__Objective__. Give only the number of lines in the data that contain the word "React".

──────

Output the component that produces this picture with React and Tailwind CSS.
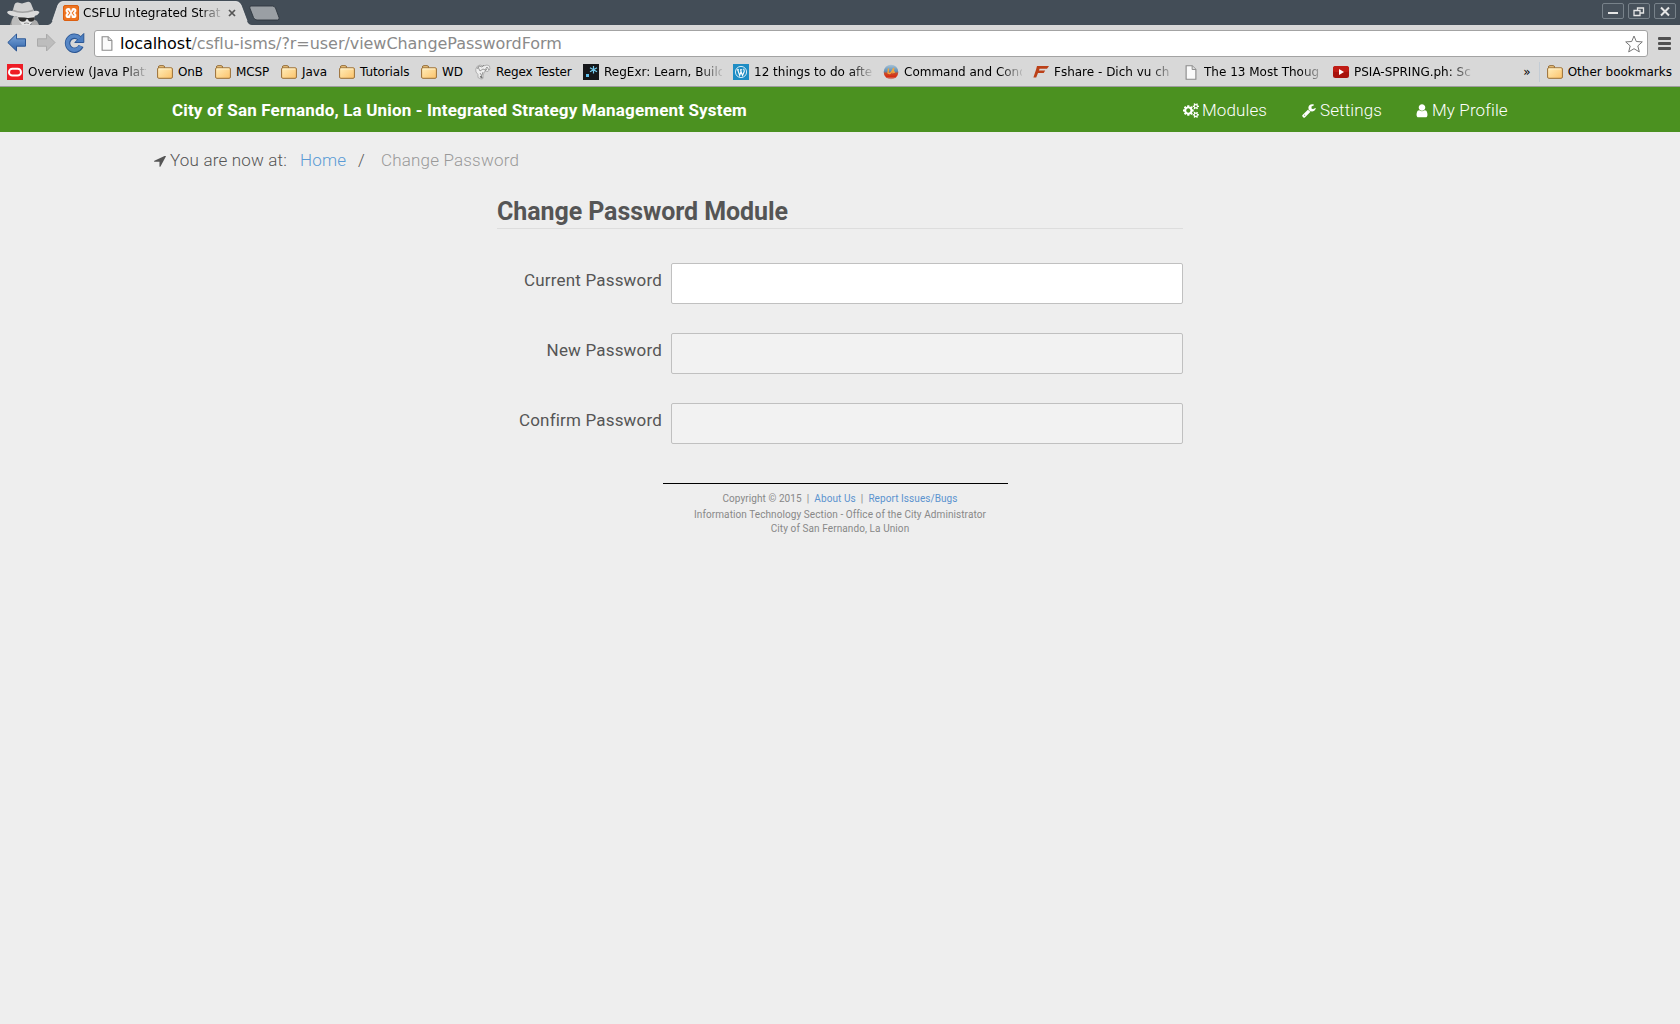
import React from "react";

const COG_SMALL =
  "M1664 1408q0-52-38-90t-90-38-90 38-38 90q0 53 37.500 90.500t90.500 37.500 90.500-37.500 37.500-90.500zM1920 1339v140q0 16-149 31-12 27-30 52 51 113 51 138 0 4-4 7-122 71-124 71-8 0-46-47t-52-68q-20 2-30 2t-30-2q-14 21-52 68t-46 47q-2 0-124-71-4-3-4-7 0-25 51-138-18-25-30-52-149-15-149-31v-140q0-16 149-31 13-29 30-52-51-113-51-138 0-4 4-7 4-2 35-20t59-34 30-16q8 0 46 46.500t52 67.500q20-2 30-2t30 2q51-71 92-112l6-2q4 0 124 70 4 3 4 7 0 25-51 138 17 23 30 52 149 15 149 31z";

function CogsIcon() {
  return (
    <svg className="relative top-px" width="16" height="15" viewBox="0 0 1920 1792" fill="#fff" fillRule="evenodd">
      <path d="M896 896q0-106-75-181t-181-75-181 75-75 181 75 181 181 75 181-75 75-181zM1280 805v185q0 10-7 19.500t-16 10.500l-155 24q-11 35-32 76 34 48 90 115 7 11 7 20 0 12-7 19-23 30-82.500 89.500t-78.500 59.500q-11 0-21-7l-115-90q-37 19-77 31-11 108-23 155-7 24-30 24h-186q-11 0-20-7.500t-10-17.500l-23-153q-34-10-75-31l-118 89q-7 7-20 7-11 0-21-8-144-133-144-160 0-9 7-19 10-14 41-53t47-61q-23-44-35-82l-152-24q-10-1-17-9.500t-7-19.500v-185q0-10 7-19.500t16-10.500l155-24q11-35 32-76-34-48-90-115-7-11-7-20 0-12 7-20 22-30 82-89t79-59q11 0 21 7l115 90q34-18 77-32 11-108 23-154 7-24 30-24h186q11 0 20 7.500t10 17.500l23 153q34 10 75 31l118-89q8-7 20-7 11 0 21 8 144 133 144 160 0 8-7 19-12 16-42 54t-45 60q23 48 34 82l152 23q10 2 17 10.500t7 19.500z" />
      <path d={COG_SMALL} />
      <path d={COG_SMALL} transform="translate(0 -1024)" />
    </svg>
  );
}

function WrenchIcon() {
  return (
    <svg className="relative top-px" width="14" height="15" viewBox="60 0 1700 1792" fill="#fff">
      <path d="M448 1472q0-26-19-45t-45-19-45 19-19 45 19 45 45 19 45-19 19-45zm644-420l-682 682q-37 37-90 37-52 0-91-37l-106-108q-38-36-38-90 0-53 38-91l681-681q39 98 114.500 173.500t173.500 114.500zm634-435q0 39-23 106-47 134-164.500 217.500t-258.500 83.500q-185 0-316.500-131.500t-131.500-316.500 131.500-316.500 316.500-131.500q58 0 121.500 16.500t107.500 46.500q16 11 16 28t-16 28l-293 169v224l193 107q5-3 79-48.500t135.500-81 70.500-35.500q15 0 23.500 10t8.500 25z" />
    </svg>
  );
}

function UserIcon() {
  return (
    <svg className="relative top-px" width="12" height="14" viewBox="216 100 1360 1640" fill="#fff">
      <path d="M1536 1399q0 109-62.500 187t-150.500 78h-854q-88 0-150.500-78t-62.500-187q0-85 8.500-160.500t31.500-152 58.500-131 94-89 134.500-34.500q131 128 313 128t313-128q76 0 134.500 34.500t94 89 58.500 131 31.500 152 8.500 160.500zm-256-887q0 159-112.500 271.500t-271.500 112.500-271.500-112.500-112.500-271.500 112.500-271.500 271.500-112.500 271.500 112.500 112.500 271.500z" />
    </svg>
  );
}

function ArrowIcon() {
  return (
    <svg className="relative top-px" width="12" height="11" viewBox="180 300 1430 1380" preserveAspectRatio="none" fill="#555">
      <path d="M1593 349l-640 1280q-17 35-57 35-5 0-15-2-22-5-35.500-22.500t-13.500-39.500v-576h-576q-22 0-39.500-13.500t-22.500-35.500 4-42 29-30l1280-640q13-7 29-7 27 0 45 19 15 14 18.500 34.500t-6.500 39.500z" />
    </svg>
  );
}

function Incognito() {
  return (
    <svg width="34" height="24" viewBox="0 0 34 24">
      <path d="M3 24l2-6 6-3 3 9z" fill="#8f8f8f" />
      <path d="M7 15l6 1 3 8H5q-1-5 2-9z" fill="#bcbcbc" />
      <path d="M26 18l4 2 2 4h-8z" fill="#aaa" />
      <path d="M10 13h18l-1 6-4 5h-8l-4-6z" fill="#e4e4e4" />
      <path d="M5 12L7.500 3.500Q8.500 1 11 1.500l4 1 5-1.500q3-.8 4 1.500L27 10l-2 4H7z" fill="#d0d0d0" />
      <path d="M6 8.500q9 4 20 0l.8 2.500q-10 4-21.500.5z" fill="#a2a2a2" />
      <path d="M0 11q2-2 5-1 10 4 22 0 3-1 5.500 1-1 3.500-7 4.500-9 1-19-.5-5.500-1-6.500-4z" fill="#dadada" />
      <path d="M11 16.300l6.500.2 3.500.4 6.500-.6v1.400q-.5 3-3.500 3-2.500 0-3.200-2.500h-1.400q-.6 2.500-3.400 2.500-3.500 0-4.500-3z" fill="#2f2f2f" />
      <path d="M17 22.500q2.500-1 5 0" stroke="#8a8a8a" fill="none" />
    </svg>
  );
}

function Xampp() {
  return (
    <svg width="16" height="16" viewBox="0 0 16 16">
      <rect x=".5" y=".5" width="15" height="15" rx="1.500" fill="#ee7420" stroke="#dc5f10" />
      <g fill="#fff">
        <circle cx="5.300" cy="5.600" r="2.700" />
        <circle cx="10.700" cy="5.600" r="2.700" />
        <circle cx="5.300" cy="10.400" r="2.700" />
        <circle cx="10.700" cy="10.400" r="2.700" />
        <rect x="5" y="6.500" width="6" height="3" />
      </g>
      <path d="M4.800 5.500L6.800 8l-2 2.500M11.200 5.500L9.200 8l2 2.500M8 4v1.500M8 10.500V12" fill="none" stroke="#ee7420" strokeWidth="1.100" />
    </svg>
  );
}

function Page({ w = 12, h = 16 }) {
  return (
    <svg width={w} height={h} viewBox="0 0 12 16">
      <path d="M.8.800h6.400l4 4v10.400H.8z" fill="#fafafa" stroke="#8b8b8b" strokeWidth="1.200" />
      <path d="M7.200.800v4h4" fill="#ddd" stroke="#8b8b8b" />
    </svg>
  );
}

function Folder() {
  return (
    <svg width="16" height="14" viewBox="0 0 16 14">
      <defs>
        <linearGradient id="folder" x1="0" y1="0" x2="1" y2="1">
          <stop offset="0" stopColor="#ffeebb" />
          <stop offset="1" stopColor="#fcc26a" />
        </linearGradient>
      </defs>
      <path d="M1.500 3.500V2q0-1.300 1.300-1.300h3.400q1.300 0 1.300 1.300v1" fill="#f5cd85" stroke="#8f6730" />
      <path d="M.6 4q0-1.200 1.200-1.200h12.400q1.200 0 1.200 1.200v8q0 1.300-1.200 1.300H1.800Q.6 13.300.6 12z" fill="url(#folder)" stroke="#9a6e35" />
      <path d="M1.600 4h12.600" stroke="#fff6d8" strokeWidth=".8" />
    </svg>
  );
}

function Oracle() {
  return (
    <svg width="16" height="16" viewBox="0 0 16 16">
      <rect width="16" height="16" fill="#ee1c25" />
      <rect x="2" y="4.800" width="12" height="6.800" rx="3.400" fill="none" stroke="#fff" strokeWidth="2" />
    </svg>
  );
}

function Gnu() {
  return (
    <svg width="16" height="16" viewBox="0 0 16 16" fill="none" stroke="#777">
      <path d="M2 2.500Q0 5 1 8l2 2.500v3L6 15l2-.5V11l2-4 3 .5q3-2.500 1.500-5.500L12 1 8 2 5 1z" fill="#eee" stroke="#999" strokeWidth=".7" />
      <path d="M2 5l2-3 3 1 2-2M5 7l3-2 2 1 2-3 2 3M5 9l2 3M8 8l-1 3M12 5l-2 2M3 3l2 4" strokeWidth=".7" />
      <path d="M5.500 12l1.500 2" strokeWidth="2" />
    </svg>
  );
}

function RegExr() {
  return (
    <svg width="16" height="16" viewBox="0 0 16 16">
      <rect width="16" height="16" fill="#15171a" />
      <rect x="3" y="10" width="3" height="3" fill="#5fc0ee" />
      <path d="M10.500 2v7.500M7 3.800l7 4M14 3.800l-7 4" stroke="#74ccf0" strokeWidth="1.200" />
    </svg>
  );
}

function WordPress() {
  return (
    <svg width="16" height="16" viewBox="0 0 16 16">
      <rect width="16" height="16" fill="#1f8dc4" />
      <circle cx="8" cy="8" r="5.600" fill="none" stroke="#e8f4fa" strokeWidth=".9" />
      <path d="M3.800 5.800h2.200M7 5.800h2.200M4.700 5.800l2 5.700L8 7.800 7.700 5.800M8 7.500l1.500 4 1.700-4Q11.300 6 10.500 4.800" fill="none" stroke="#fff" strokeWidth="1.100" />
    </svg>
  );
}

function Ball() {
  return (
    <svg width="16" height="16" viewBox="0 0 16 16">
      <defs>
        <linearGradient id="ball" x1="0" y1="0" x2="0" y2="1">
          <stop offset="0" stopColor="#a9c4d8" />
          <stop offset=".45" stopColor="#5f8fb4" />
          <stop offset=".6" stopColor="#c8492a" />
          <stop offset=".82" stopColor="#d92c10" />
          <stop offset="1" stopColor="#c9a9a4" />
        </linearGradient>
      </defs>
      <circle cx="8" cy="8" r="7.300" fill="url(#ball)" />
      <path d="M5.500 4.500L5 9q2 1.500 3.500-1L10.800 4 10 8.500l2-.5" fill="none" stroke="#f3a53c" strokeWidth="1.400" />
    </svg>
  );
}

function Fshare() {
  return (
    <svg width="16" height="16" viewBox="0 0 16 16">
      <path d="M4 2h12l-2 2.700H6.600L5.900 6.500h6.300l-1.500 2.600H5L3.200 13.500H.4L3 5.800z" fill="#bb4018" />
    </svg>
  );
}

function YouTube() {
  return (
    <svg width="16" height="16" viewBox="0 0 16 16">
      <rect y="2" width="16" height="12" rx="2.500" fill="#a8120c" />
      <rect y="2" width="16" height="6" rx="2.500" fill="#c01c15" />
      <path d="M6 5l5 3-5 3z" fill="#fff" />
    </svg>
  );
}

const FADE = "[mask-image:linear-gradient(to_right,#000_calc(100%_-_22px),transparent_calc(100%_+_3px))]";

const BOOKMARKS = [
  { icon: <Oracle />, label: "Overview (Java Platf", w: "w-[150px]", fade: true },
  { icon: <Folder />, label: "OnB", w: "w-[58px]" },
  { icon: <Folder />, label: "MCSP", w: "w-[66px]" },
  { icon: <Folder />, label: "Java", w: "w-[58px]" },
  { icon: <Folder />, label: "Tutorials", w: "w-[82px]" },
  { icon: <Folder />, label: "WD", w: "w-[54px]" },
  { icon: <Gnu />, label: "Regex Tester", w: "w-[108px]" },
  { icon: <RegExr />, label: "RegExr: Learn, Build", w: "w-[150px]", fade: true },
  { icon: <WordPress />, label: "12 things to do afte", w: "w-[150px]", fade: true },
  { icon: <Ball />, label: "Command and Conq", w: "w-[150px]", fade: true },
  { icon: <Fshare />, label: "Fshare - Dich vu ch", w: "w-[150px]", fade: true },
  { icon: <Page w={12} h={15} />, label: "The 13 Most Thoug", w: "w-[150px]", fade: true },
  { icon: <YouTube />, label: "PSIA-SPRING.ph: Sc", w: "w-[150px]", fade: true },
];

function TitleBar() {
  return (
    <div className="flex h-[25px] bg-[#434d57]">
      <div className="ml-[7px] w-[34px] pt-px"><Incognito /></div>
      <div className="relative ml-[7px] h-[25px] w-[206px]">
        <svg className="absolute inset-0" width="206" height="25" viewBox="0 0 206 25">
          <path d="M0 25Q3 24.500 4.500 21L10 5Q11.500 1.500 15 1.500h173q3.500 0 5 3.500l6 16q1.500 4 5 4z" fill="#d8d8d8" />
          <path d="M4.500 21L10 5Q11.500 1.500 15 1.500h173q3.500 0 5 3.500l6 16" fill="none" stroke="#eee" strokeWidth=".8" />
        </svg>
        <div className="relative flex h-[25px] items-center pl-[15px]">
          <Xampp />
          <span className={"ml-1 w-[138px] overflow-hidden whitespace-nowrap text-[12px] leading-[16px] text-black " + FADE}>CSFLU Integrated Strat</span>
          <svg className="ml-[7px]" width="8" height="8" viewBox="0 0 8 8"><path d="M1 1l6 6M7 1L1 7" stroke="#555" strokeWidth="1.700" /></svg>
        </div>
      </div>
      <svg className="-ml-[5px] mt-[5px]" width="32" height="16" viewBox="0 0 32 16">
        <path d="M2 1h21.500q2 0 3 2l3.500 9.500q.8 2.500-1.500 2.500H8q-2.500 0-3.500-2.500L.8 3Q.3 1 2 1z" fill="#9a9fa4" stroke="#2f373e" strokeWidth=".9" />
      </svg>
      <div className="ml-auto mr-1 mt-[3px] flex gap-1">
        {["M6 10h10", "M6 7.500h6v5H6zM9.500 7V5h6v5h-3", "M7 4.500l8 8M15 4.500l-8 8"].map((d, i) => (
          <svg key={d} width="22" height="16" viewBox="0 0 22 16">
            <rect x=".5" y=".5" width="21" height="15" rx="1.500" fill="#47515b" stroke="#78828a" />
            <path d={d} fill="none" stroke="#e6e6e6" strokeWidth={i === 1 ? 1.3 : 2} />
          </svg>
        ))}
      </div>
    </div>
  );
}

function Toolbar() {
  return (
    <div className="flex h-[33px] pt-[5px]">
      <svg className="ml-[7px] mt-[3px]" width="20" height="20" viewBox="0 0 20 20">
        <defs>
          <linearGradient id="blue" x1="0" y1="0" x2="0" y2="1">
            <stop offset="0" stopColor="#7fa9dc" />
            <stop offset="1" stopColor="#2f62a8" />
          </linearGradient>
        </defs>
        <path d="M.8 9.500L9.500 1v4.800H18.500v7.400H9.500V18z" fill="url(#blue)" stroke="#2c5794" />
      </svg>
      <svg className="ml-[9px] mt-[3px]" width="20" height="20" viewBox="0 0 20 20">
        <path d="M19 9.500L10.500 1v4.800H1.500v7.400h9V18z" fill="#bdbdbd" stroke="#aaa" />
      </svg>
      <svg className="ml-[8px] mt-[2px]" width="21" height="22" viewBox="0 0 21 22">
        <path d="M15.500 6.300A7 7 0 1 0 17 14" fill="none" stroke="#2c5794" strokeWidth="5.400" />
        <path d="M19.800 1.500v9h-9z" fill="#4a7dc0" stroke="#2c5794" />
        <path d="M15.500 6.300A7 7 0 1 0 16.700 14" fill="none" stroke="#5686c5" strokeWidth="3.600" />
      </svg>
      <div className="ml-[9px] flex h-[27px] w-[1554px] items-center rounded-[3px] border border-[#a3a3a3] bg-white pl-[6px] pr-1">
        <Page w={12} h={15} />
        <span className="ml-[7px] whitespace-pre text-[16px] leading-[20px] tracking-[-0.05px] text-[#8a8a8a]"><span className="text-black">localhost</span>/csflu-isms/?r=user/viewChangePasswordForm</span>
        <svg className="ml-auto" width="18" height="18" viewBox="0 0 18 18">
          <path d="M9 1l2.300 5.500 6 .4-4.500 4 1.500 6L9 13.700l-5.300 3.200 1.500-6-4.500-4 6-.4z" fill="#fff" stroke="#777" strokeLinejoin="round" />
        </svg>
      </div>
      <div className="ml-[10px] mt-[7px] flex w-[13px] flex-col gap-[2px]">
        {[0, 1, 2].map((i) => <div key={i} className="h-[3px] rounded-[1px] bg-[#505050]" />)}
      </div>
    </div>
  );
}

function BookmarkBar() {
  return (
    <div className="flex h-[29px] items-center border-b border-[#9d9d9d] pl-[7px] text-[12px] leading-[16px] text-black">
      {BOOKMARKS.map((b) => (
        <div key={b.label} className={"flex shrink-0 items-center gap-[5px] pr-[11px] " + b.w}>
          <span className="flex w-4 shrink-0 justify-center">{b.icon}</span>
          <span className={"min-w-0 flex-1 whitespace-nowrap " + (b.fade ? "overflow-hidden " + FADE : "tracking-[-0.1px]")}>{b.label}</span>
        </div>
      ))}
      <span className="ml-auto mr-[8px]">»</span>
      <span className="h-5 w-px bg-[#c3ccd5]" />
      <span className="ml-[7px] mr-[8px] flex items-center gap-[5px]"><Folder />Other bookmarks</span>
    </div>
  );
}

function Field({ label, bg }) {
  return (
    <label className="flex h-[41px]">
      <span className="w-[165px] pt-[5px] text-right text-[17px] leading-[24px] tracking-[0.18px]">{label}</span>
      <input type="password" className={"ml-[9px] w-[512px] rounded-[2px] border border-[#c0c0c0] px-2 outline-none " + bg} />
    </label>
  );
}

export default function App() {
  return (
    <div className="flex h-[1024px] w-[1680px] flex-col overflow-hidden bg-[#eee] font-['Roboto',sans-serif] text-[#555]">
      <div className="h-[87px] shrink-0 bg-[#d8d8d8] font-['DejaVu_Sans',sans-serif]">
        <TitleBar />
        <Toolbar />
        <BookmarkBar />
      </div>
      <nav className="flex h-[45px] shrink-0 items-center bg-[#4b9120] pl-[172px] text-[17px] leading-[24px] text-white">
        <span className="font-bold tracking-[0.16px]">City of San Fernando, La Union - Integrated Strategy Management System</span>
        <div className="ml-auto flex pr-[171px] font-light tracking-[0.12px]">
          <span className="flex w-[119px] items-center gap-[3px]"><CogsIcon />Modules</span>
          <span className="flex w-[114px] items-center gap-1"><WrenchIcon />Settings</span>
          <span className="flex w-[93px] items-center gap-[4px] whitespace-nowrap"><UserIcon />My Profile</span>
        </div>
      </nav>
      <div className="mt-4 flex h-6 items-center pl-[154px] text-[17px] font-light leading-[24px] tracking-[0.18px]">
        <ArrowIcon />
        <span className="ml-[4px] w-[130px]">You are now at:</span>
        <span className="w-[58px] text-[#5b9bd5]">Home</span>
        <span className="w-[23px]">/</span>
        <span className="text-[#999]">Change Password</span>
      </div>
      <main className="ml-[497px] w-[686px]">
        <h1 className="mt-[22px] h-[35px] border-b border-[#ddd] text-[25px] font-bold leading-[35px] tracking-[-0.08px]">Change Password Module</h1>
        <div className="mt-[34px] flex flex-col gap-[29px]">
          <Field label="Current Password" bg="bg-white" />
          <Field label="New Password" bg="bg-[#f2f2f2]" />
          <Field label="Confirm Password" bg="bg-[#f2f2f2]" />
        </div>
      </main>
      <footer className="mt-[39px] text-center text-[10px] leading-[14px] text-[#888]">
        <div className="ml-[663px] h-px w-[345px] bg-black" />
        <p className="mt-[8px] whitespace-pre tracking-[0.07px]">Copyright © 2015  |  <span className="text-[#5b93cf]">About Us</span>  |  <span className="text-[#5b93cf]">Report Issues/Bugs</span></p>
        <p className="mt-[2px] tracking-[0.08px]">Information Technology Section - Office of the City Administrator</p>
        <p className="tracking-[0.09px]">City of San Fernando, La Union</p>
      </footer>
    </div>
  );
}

──────

__Problem solution__. 2